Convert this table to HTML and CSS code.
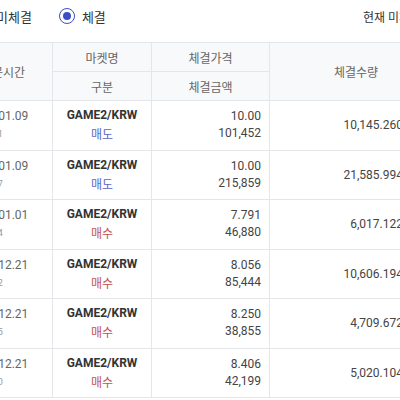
FILE: index.html
```html
<!DOCTYPE html>
<html lang="ko">
<head>
<meta charset="utf-8">
<link rel="stylesheet" href="styles.css">
</head>
<body>
<div class="page">
  <div class="topbar">
    <div class="filters">
      <label class="radio"><span class="dot"></span><span class="lbl">미체결</span></label>
      <label class="radio on"><span class="dot"></span><span class="lbl">체결</span></label>
    </div>
    <div class="note">현재 미체결 주문 기준</div>
  </div>
  <div class="grid">
    <div class="h span2">주문시간</div>
    <div class="h">마켓명</div>
    <div class="h">체결가격</div>
    <div class="h span2">체결수량</div>
    <div class="h">구분</div>
    <div class="h">체결금액</div>

    <div class="c time"><span>2024.01.09</span><span class="t">14:25:31</span></div>
    <div class="c mkt"><b>GAME2/KRW</b><span class="sell">매도</span></div>
    <div class="c num"><span>10.00</span><span>101,452</span></div>
    <div class="c qty">10,145.260</div>

    <div class="c time"><span>2024.01.09</span><span class="t">14:21:07</span></div>
    <div class="c mkt"><b>GAME2/KRW</b><span class="sell">매도</span></div>
    <div class="c num"><span>10.00</span><span>215,859</span></div>
    <div class="c qty">21,585.994</div>

    <div class="c time"><span>2024.01.01</span><span class="t">10:02:44</span></div>
    <div class="c mkt"><b>GAME2/KRW</b><span class="buy">매수</span></div>
    <div class="c num"><span>7.791</span><span>46,880</span></div>
    <div class="c qty">6,017.122</div>

    <div class="c time"><span>2023.12.21</span><span class="t">19:40:12</span></div>
    <div class="c mkt"><b>GAME2/KRW</b><span class="buy">매수</span></div>
    <div class="c num"><span>8.056</span><span>85,444</span></div>
    <div class="c qty">10,606.194</div>

    <div class="c time"><span>2023.12.21</span><span class="t">19:38:55</span></div>
    <div class="c mkt"><b>GAME2/KRW</b><span class="buy">매수</span></div>
    <div class="c num"><span>8.250</span><span>38,855</span></div>
    <div class="c qty">4,709.672</div>

    <div class="c time"><span>2023.12.21</span><span class="t">19:35:20</span></div>
    <div class="c mkt"><b>GAME2/KRW</b><span class="buy">매수</span></div>
    <div class="c num"><span>8.406</span><span>42,199</span></div>
    <div class="c qty">5,020.104</div>
  </div>
</div>
</body>
</html>
```
FILE: styles.css
```css
html, body {
  margin: 0;
  padding: 0;
  background: #fff;
  overflow: hidden;
}
body {
  font-family: Roboto, "Noto Sans CJK KR", sans-serif;
  color: #333;
}
.page {
  margin-left: -46px;
  width: 488px;
}
.topbar {
  display: grid;
  grid-template-columns: 409px auto;
  align-items: center;
  height: 32px;
  margin-bottom: 10px;
  white-space: nowrap;
}
.filters {
  display: flex;
  align-items: center;
  gap: 27px;
  padding-left: 19px;
}
.radio {
  display: flex;
  align-items: center;
  gap: 7px;
  font-size: 13px;
  color: #333;
}
.dot {
  box-sizing: border-box;
  width: 16px;
  height: 16px;
  border-radius: 50%;
  border: 1.5px solid #c5c8cf;
  display: flex;
  align-items: center;
  justify-content: center;
}
.radio.on .dot {
  border-color: #3d50c3;
}
.radio.on .dot::after {
  content: "";
  width: 8px;
  height: 8px;
  border-radius: 50%;
  background: #3d50c3;
}
.note {
  font-size: 12px;
  color: #333;
}
.grid {
  display: grid;
  grid-template-columns: 98px 98px 117px 172px;
  grid-template-rows: 28px 28px;
  grid-auto-rows: 48.5px;
  gap: 1px;
  padding: 1px 0;
  background: #e4e6ea;
}
.h {
  background: #f8f9fb;
  font-size: 12px;
  color: #666;
  display: flex;
  align-items: center;
  justify-content: center;
}
.span2 {
  grid-row: span 2;
}
.c {
  background: #fff;
  font-size: 12px;
  display: flex;
  flex-direction: column;
  justify-content: center;
}
.time {
  align-items: flex-start;
  padding-left: 14px;
  color: #666;
  line-height: 18px;
}
.time .t {
  color: #999;
  font-size: 9px;
}
.mkt {
  align-items: center;
  line-height: 20px;
}
.mkt b {
  color: #333;
  font-weight: 700;
}
.sell {
  color: #5866c4;
}
.buy {
  color: #c65050;
}
.num {
  align-items: flex-end;
  padding-right: 8px;
  line-height: 17px;
  color: #444;
}
.qty {
  align-items: flex-end;
  padding-right: 39px;
  color: #444;
}
```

+ + + +

- [Task directions]: Write out again every line above exactly as given; the pictures do not belong in the copy.

- [Expected answer]:
Convert this table to HTML and CSS code.
FILE: index.html
```html
<!DOCTYPE html>
<html lang="ko">
<head>
<meta charset="utf-8">
<link rel="stylesheet" href="styles.css">
</head>
<body>
<div class="page">
  <div class="topbar">
    <div class="filters">
      <label class="radio"><span class="dot"></span><span class="lbl">미체결</span></label>
      <label class="radio on"><span class="dot"></span><span class="lbl">체결</span></label>
    </div>
    <div class="note">현재 미체결 주문 기준</div>
  </div>
  <div class="grid">
    <div class="h span2">주문시간</div>
    <div class="h">마켓명</div>
    <div class="h">체결가격</div>
    <div class="h span2">체결수량</div>
    <div class="h">구분</div>
    <div class="h">체결금액</div>

    <div class="c time"><span>2024.01.09</span><span class="t">14:25:31</span></div>
    <div class="c mkt"><b>GAME2/KRW</b><span class="sell">매도</span></div>
    <div class="c num"><span>10.00</span><span>101,452</span></div>
    <div class="c qty">10,145.260</div>

    <div class="c time"><span>2024.01.09</span><span class="t">14:21:07</span></div>
    <div class="c mkt"><b>GAME2/KRW</b><span class="sell">매도</span></div>
    <div class="c num"><span>10.00</span><span>215,859</span></div>
    <div class="c qty">21,585.994</div>

    <div class="c time"><span>2024.01.01</span><span class="t">10:02:44</span></div>
    <div class="c mkt"><b>GAME2/KRW</b><span class="buy">매수</span></div>
    <div class="c num"><span>7.791</span><span>46,880</span></div>
    <div class="c qty">6,017.122</div>

    <div class="c time"><span>2023.12.21</span><span class="t">19:40:12</span></div>
    <div class="c mkt"><b>GAME2/KRW</b><span class="buy">매수</span></div>
    <div class="c num"><span>8.056</span><span>85,444</span></div>
    <div class="c qty">10,606.194</div>

    <div class="c time"><span>2023.12.21</span><span class="t">19:38:55</span></div>
    <div class="c mkt"><b>GAME2/KRW</b><span class="buy">매수</span></div>
    <div class="c num"><span>8.250</span><span>38,855</span></div>
    <div class="c qty">4,709.672</div>

    <div class="c time"><span>2023.12.21</span><span class="t">19:35:20</span></div>
    <div class="c mkt"><b>GAME2/KRW</b><span class="buy">매수</span></div>
    <div class="c num"><span>8.406</span><span>42,199</span></div>
    <div class="c qty">5,020.104</div>
  </div>
</div>
</body>
</html>
```
FILE: styles.css
```css
html, body {
  margin: 0;
  padding: 0;
  background: #fff;
  overflow: hidden;
}
body {
  font-family: Roboto, "Noto Sans CJK KR", sans-serif;
  color: #333;
}
.page {
  margin-left: -46px;
  width: 488px;
}
.topbar {
  display: grid;
  grid-template-columns: 409px auto;
  align-items: center;
  height: 32px;
  margin-bottom: 10px;
  white-space: nowrap;
}
.filters {
  display: flex;
  align-items: center;
  gap: 27px;
  padding-left: 19px;
}
.radio {
  display: flex;
  align-items: center;
  gap: 7px;
  font-size: 13px;
  color: #333;
}
.dot {
  box-sizing: border-box;
  width: 16px;
  height: 16px;
  border-radius: 50%;
  border: 1.5px solid #c5c8cf;
  display: flex;
  align-items: center;
  justify-content: center;
}
.radio.on .dot {
  border-color: #3d50c3;
}
.radio.on .dot::after {
  content: "";
  width: 8px;
  height: 8px;
  border-radius: 50%;
  background: #3d50c3;
}
.note {
  font-size: 12px;
  color: #333;
}
.grid {
  display: grid;
  grid-template-columns: 98px 98px 117px 172px;
  grid-template-rows: 28px 28px;
  grid-auto-rows: 48.5px;
  gap: 1px;
  padding: 1px 0;
  background: #e4e6ea;
}
.h {
  background: #f8f9fb;
  font-size: 12px;
  color: #666;
  display: flex;
  align-items: center;
  justify-content: center;
}
.span2 {
  grid-row: span 2;
}
.c {
  background: #fff;
  font-size: 12px;
  display: flex;
  flex-direction: column;
  justify-content: center;
}
.time {
  align-items: flex-start;
  padding-left: 14px;
  color: #666;
  line-height: 18px;
}
.time .t {
  color: #999;
  font-size: 9px;
}
.mkt {
  align-items: center;
  line-height: 20px;
}
.mkt b {
  color: #333;
  font-weight: 700;
}
.sell {
  color: #5866c4;
}
.buy {
  color: #c65050;
}
.num {
  align-items: flex-end;
  padding-right: 8px;
  line-height: 17px;
  color: #444;
}
.qty {
  align-items: flex-end;
  padding-right: 39px;
  color: #444;
}
```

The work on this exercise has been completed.